§ Supplied material
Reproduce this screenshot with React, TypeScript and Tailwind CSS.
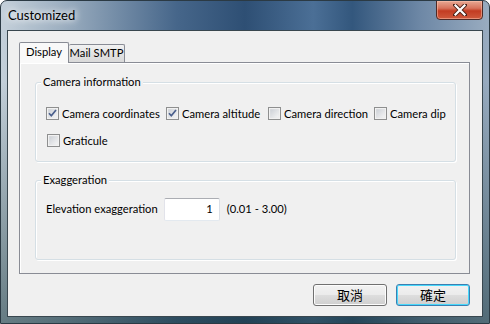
import React from "react";

const font = { fontFamily: '"Lato", "Liberation Sans", sans-serif' };

function CheckBox({ checked }: { checked: boolean }) {
  return (
    <svg width="13" height="13" viewBox="0 0 13 13" className="shrink-0">
      <defs>
        <linearGradient id="cbg" x1="0" y1="0" x2="1" y2="1">
          <stop offset="0" stopColor="#cbcfd5" />
          <stop offset="1" stopColor="#f6f6f6" />
        </linearGradient>
      </defs>
      <rect x="0.5" y="0.5" width="12" height="12" fill="#f4f4f4" stroke="#8e8f8f" />
      <rect x="2" y="2" width="9" height="9" fill="url(#cbg)" stroke="#e6e6e6" strokeWidth="0.5" />
      {checked && (
        <path d="M3 6.2 L5.3 8.8 L10 3" fill="none" stroke="#4a5f8c" strokeWidth="1.7" strokeLinejoin="round" />
      )}
    </svg>
  );
}

function Check({ label, checked, w }: { label: string; checked: boolean; w?: string }) {
  return (
    <div className={`flex items-center gap-[3px] ${w ?? ""}`}>
      <CheckBox checked={checked} />
      <span className="text-[11.2px] leading-[15px] text-black whitespace-nowrap">{label}</span>
    </div>
  );
}

function Group({ title, children, className }: { title: string; children: React.ReactNode; className?: string }) {
  return (
    <div className={`relative rounded-[3px] border border-[#d5dfe5] shadow-[inset_1px_1px_0_#ffffff,1px_1px_0_#ffffff] ${className ?? ""}`}>
      <span className="absolute left-[5px] top-[-9px] bg-[#f0f0f0] px-[2px] text-[11.2px] leading-[15px] text-black whitespace-nowrap">
        {title}
      </span>
      {children}
    </div>
  );
}

function Button({ label, def }: { label: string; def?: boolean }) {
  return (
    <div
      className={`flex h-[22px] w-[74px] items-center justify-center rounded-[3px] border text-[13px] text-black ${
        def
          ? "border-[#3c7fb1] shadow-[inset_0_0_0_1px_#48d8fb]"
          : "border-[#707070] shadow-[inset_0_0_0_1px_#fcfcfc]"
      } bg-[linear-gradient(180deg,#f2f2f2_0%,#ebebeb_48%,#dddddd_52%,#cfcfcf_100%)]`}
      style={{ fontFamily: '"Noto Sans CJK TC", "Noto Sans CJK SC", sans-serif' }}
    >
      {label}
    </div>
  );
}

export default function App() {
  return (
    <div className="bg-white" style={font}>
      <div className="relative flex h-[324px] w-[490px] flex-col overflow-hidden rounded-t-[7px] border border-[#2b3a44] bg-[linear-gradient(180deg,rgba(0,0,0,0)_0%,rgba(0,0,0,0)_25%,rgba(25,55,60,0.55)_100%),linear-gradient(90deg,#c4d0da_0%,#9fb1c2_12%,#46668a_36%,#2e4f74_50%,#4b6f96_64%,#33577d_72%,#6e88a6_86%,#99acc0_100%)]">
        {/* title bar */}
        <div className="flex h-[29px] shrink-0 items-center pl-[7px] pt-[1px]">
          <span className="text-[13px] text-black whitespace-nowrap [text-shadow:0_0_6px_#ffffff,0_0_10px_#ffffff]">Customized</span>
        </div>
        {/* close button */}
        <div className="absolute right-[6px] top-[-1px] flex h-[20px] w-[47px] items-center justify-center rounded-b-[4px] border border-[#4e2a26] bg-[linear-gradient(180deg,#e8a893_0%,#d7735c_40%,#c33c22_55%,#cf5a3d_100%)] shadow-[inset_0_0_0_1px_rgba(255,200,180,0.5)]">
          <svg width="14" height="12" viewBox="0 0 14 12">
            <path d="M2 1 L12 11 M12 1 L2 11" stroke="#4a2218" strokeWidth="4" strokeLinecap="square" />
            <path d="M2.5 1.5 L11.5 10.5 M11.5 1.5 L2.5 10.5" stroke="#ffffff" strokeWidth="2.2" strokeLinecap="square" />
          </svg>
        </div>

        {/* client area */}
        <div className="mx-[6px] mb-[6px] flex flex-1 flex-col border border-[#39474f] bg-[#f0f0f0] px-[11px] pt-[11px] pr-[12px]">
          {/* tabs */}
          <div className="relative z-10 flex h-[20px] items-end">
            <div className="flex h-[21px] w-[50px] items-center justify-center rounded-t-[2px] border border-b-0 border-[#898c95] bg-[#f9f9f9] mb-[-1px] pb-[1px] text-[11.2px] text-black whitespace-nowrap">
              Display
            </div>
            <div className="flex h-[18px] w-[56px] items-center justify-center rounded-t-[2px] border border-l-0 border-b-0 border-[#898c95] bg-[linear-gradient(180deg,#f2f2f2_0%,#e3e3e3_50%,#d9d9d9_100%)] text-[11.2px] text-black whitespace-nowrap">
              Mail SMTP
            </div>
          </div>
          {/* panel */}
          <div className="flex h-[212px] flex-col border border-[#898c95] bg-[#f0f0f0] px-[15px] pt-[19px] pr-[13px] shadow-[inset_1px_1px_0_#ffffff]">
            <Group title="Camera information" className="h-[80px]">
              <div className="flex flex-col pl-[10px] pt-[23px]">
                <div className="flex items-center">
                  <Check label="Camera coordinates" checked w="w-[120px]" />
                  <Check label="Camera altitude" checked w="w-[102px]" />
                  <Check label="Camera direction" checked={false} w="w-[106px]" />
                  <Check label="Camera dip" checked={false} />
                </div>
                <div className="mt-[12px] flex items-center pl-[1px]">
                  <Check label="Graticule" checked={false} />
                </div>
              </div>
            </Group>
            <Group title="Exaggeration" className="mt-[18px] h-[80px]">
              <div className="flex items-center pl-[10px] pt-[17px]">
                <span className="text-[11.2px] text-black whitespace-nowrap">Elevation exaggeration</span>
                <div className="ml-[6px] flex h-[23px] w-[56px] items-center justify-end rounded-[2px] border border-t-[#abadb3] border-l-[#e2e3ea] border-r-[#dbdfe6] border-b-[#e3e9ef] bg-white pr-[6px] text-[11.2px] text-black">
                  1
                </div>
                <span className="ml-[7px] text-[11.2px] text-black whitespace-nowrap">(0.01 - 3.00)</span>
              </div>
            </Group>
          </div>
          {/* buttons */}
          <div className="mt-[10px] flex justify-end gap-[9px]">
            <Button label="取消" />
            <Button label="確定" def />
          </div>
        </div>
      </div>
    </div>
  );
}
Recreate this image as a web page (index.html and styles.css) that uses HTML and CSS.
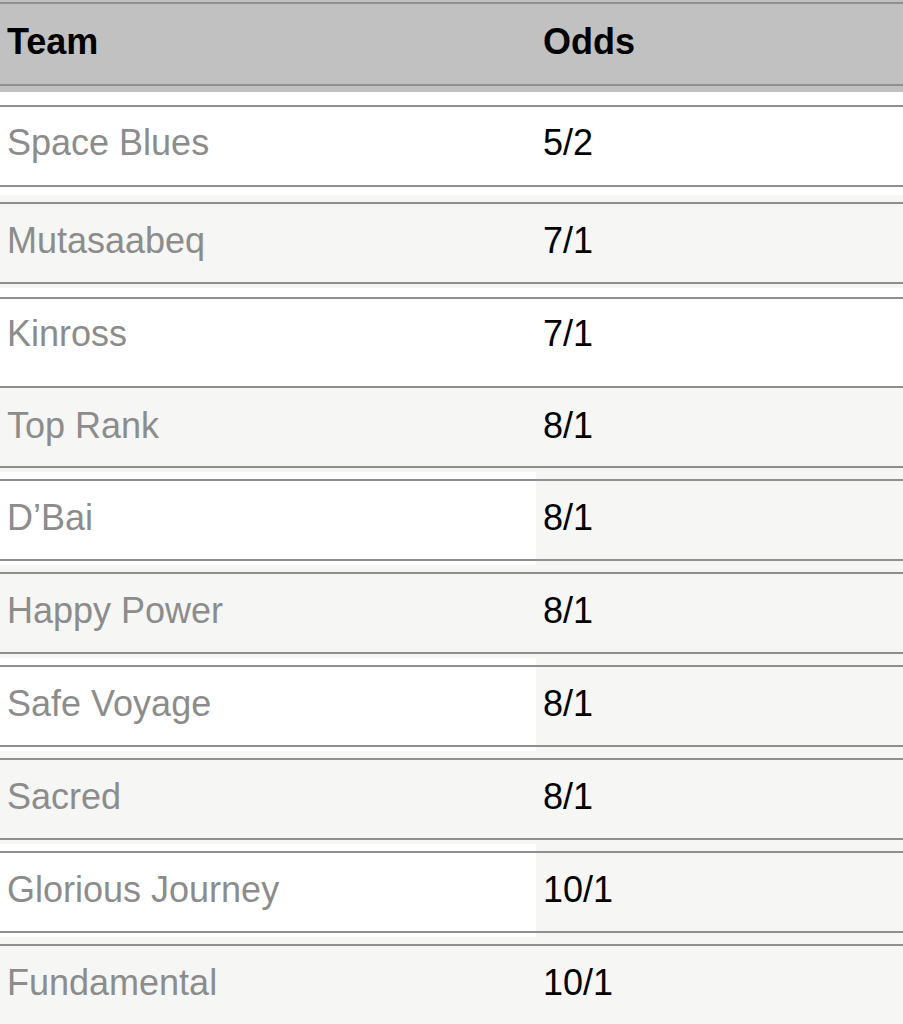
FILE: index.html
```html
<!DOCTYPE html>
<html lang="en">
<head>
<meta charset="utf-8">
<title>Odds</title>
<link rel="stylesheet" href="styles.css">
</head>
<body>
<div class="odds-table">
  <div class="head">
    <div class="head-cell"><span class="head-inner">Team</span></div>
    <div class="head-cell"><span class="head-inner">Odds</span></div>
  </div>

  <div class="row row--first">
    <div class="cell cell--white"><div class="inner team">Space Blues</div></div>
    <div class="cell cell--white"><div class="inner odds">5/2</div></div>
  </div>
  <div class="row">
    <div class="cell cell--grey"><div class="inner team">Mutasaabeq</div></div>
    <div class="cell cell--grey"><div class="inner odds">7/1</div></div>
  </div>
  <div class="row row--tall">
    <div class="cell cell--white"><div class="inner team">Kinross</div></div>
    <div class="cell cell--white"><div class="inner odds">7/1</div></div>
  </div>
  <div class="row row--joined">
    <div class="cell cell--grey"><div class="inner team">Top Rank</div></div>
    <div class="cell cell--grey"><div class="inner odds">8/1</div></div>
  </div>
  <div class="row">
    <div class="cell cell--white"><div class="inner team">D’Bai</div></div>
    <div class="cell cell--grey"><div class="inner odds">8/1</div></div>
  </div>
  <div class="row">
    <div class="cell cell--grey"><div class="inner team">Happy Power</div></div>
    <div class="cell cell--grey"><div class="inner odds">8/1</div></div>
  </div>
  <div class="row">
    <div class="cell cell--white"><div class="inner team">Safe Voyage</div></div>
    <div class="cell cell--grey"><div class="inner odds">8/1</div></div>
  </div>
  <div class="row">
    <div class="cell cell--grey"><div class="inner team">Sacred</div></div>
    <div class="cell cell--grey"><div class="inner odds">8/1</div></div>
  </div>
  <div class="row">
    <div class="cell cell--white"><div class="inner team">Glorious Journey</div></div>
    <div class="cell cell--grey"><div class="inner odds">10/1</div></div>
  </div>
  <div class="row">
    <div class="cell cell--grey"><div class="inner team">Fundamental</div></div>
    <div class="cell cell--grey"><div class="inner odds">10/1</div></div>
  </div>
</div>
</body>
</html>
```

FILE: styles.css
```css
html, body {
  margin: 0;
  padding: 0;
  background: #f6f6f4;
}

body {
  font-family: "Liberation Sans", Arial, Helvetica, sans-serif;
  font-size: 36px;
  line-height: 41px;
}

.odds-table {
  display: flex;
  flex-direction: column;
  width: 903px;
}

.head,
.row {
  display: grid;
  grid-template-columns: 536px 1fr;
}

.head-cell {
  background: #c0c1c0;
  padding: 2px 0 6px;
}

.head-inner {
  display: block;
  box-sizing: border-box;
  height: 84px;
  border-top: 2px solid #8f908f;
  border-bottom: 2px solid #8f908f;
  padding: 17px 0 0 7px;
  font-weight: bold;
  color: #000;
}

.cell {
  padding: 7px 0 4px;
}

.cell--white { background: #ffffff; }
.cell--grey  { background: #f6f6f4; }

.inner {
  box-sizing: border-box;
  height: 82px;
  border-top: 2px solid #8f8f8f;
  border-bottom: 2px solid #8f8f8f;
  padding: 16px 0 0 7px;
  white-space: nowrap;
}

.team { color: #8c8c8c; }
.odds { color: #000; }

.row--first .cell {
  padding-top: 13px;
  padding-bottom: 8px;
}
.row--first .inner {
  padding-top: 15px;
}

.row--tall .cell {
  padding-top: 9px;
  padding-bottom: 0;
}
.row--tall .inner {
  height: 91px;
  padding-top: 14px;
}

.row--joined .cell {
  padding-top: 0;
}
.row--joined .inner {
  border-top: 0;
  height: 80px;
  padding-top: 17px;
}
```
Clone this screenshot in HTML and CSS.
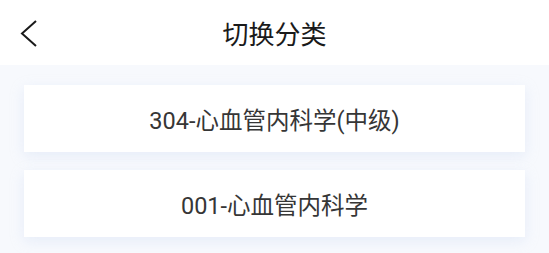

§ Exercise prompt
Collect from the data above every line that includes "React".

§ Task output
Reproduce this screenshot with React, TypeScript and Tailwind CSS.
import React from "react";
function Group({ title, children, className }: { title: string; children: React.ReactNode; className?: string }) {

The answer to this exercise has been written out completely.